The dual degree program is still in its infancy. But combining the academic requirements of two systems has already emerged as the biggest challenge. That's where Oktay Serkercisoy, helps out. He spent four years as a graduate student at Binghamton, completing two masters' degrees, before he joined the Dual Diploma program as assistant director. Mr. Serkercisoy, who is from Izmir in western Turkey, says his familiarity with both educational systems helps the Turkish students clear the first big hurdle.

"All the undergraduate students have to take certain general undergraduate courses, regardless of their majors," he explained. "In Turkey, we do not have this system of general education courses. Here at Binghamton they have to take course in humanities, science. They have to complete their math requirement and aesthetics."

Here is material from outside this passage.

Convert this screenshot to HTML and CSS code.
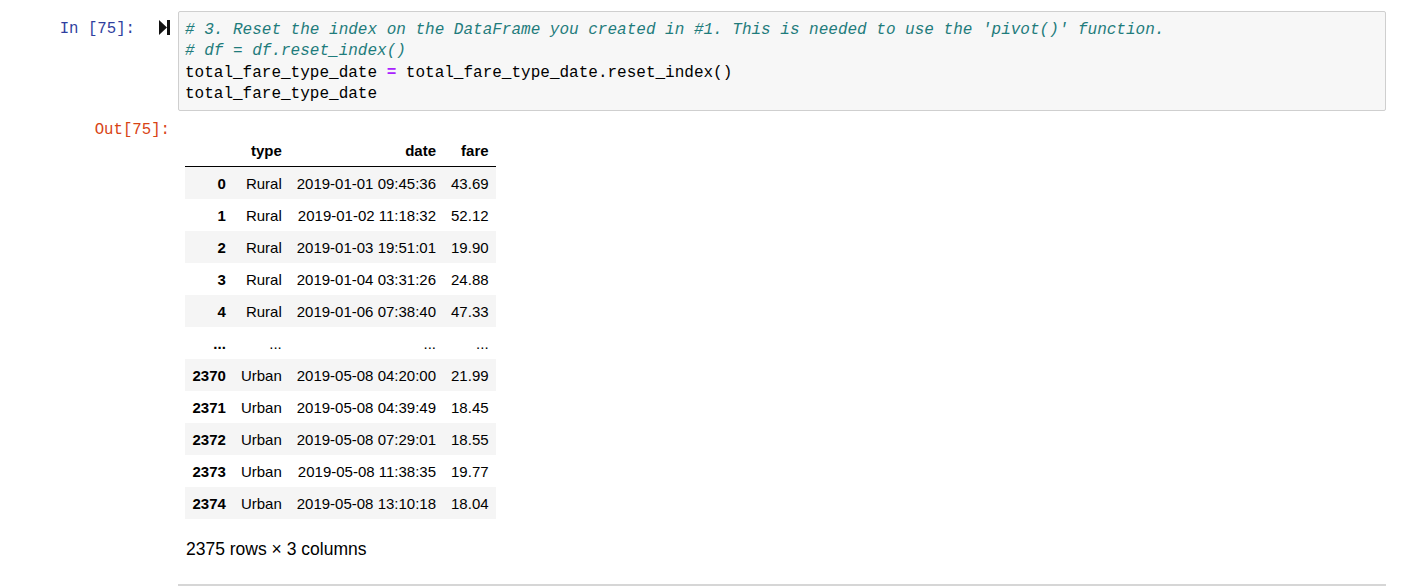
FILE: index.html
```html
<!DOCTYPE html>
<html>
<head>
<meta charset="utf-8">
<link rel="stylesheet" href="styles.css">
</head>
<body>
<div class="cell">
  <div class="in-row">
    <div class="prompt in-prompt">In [75]:</div>
    <div class="run-slot">
      <svg class="run-icon" width="11" height="15" viewBox="0 0 11 15"><polygon points="0,0 8,7.5 0,15" fill="#111"/><rect x="8" y="0" width="3" height="15" fill="#111"/></svg>
    </div>
    <div class="code"><div class="line cm"># 3. Reset the index on the DataFrame you created in #1. This is needed to use the 'pivot()' function.</div><div class="line cm"># df = df.reset_index()</div><div class="line">total_fare_type_date <span class="op">=</span> total_fare_type_date.reset_index()</div><div class="line">total_fare_type_date</div></div>
  </div>
  <div class="out-row">
    <div class="prompt out-prompt">Out[75]:</div>
    <div class="output">
      <table class="df">
        <thead>
          <tr><th></th><th>type</th><th>date</th><th>fare</th></tr>
        </thead>
        <tbody>
          <tr><th>0</th><td>Rural</td><td>2019-01-01 09:45:36</td><td>43.69</td></tr>
          <tr><th>1</th><td>Rural</td><td>2019-01-02 11:18:32</td><td>52.12</td></tr>
          <tr><th>2</th><td>Rural</td><td>2019-01-03 19:51:01</td><td>19.90</td></tr>
          <tr><th>3</th><td>Rural</td><td>2019-01-04 03:31:26</td><td>24.88</td></tr>
          <tr><th>4</th><td>Rural</td><td>2019-01-06 07:38:40</td><td>47.33</td></tr>
          <tr><th>...</th><td>...</td><td>...</td><td>...</td></tr>
          <tr><th>2370</th><td>Urban</td><td>2019-05-08 04:20:00</td><td>21.99</td></tr>
          <tr><th>2371</th><td>Urban</td><td>2019-05-08 04:39:49</td><td>18.45</td></tr>
          <tr><th>2372</th><td>Urban</td><td>2019-05-08 07:29:01</td><td>18.55</td></tr>
          <tr><th>2373</th><td>Urban</td><td>2019-05-08 11:38:35</td><td>19.77</td></tr>
          <tr><th>2374</th><td>Urban</td><td>2019-05-08 13:10:18</td><td>18.04</td></tr>
        </tbody>
      </table>
      <p class="shape">2375 rows × 3 columns</p>
    </div>
  </div>
  <div class="sep"></div>
</div>
</body>
</html>
```

FILE: styles.css
```css
html, body {
  margin: 0;
  padding: 0;
  background: #fff;
}
.cell {
  padding-top: 11px;
  width: 1386px;
}
.in-row {
  display: flex;
  align-items: flex-start;
}
.prompt {
  font-family: "Liberation Mono", "DejaVu Sans Mono", monospace;
  font-size: 15.7px;
  line-height: 21px;
  text-align: right;
  flex: none;
  white-space: pre;
}
.in-prompt {
  width: 135px;
  color: #303f9f;
  padding-top: 8px;
}
.run-slot {
  width: 43px;
  flex: none;
  display: flex;
  justify-content: flex-end;
  padding-top: 9px;
  padding-right: 8px;
  box-sizing: border-box;
}
.run-icon {
  display: block;
}
.code {
  flex: 1;
  background: #f7f7f7;
  border: 1px solid #cfcfcf;
  border-radius: 2px;
  padding: 8px 6px 5px 6px;
  font-family: "Liberation Mono", "DejaVu Sans Mono", monospace;
  font-size: 16px;
  line-height: 21.3px;
  color: #000;
  white-space: pre;
  box-sizing: border-box;
  height: 100px;
}
.line {
  white-space: pre;
}
.cm {
  color: #1f7c7c;
  font-style: italic;
}
.op {
  color: #aa22ff;
  font-weight: bold;
}
.out-row {
  display: flex;
  align-items: flex-start;
  padding-top: 9px;
}
.out-prompt {
  width: 170px;
  color: #d84315;
  padding-right: 8px;
}
.output {
  padding-left: 7px;
  padding-top: 14px;
}
.df {
  border-collapse: collapse;
  border-spacing: 0;
  font-family: "Liberation Sans", Arial, sans-serif;
  font-size: 15px;
  color: #000;
}
.df th, .df td {
  text-align: right;
  padding: 0 7.5px;
  height: 32px;
  line-height: 17px;
  vertical-align: middle;
  white-space: nowrap;
}
.df thead th {
  font-weight: bold;
  border-bottom: 1px solid #000;
  height: 32px;
}
.df tbody th {
  font-weight: bold;
}
.df tbody tr:nth-child(odd) {
  background: #f5f5f5;
}
.shape {
  font-family: "Liberation Sans", Arial, sans-serif;
  font-size: 17.5px;
  margin: 20px 0 0 1px;
  line-height: 20px;
}
.sep {
  margin-top: 25px;
  margin-left: 178px;
  border-top: 2px solid #d6d6d6;
}
```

The program offers degrees in global affairs, management and information systems. For global affairs student Merve Yavuz, the toughest work is not in her major areas.

"In Turkey, we are very specialized in our specific major. In Turkey we take only history, international relations, and political science courses," she said. "Here in America, I am taking a lot of courses because of general education requirements, for example, yoga, that you cannot find in Turkey. I study more for my Beethoven class than any of my major courses."

It can be frustrating. Still, Mr. Serkercisoy says it is worth the effort.

"Other than having two degrees from two different countries, the major advantage will be having lived in an international environment and gaining experience in this environment," he added. "Binghamton University values internationalization and we have students from different countries. Our Turkish students socialize and go to courses with students from so many different countries. It is an incredible experience for them to take back. They are part of this global village that we are leaving in now."

There are about 100 Turkish students in the dual degree program now. Within the next few years, Binghamton University plans to expand to 350 students.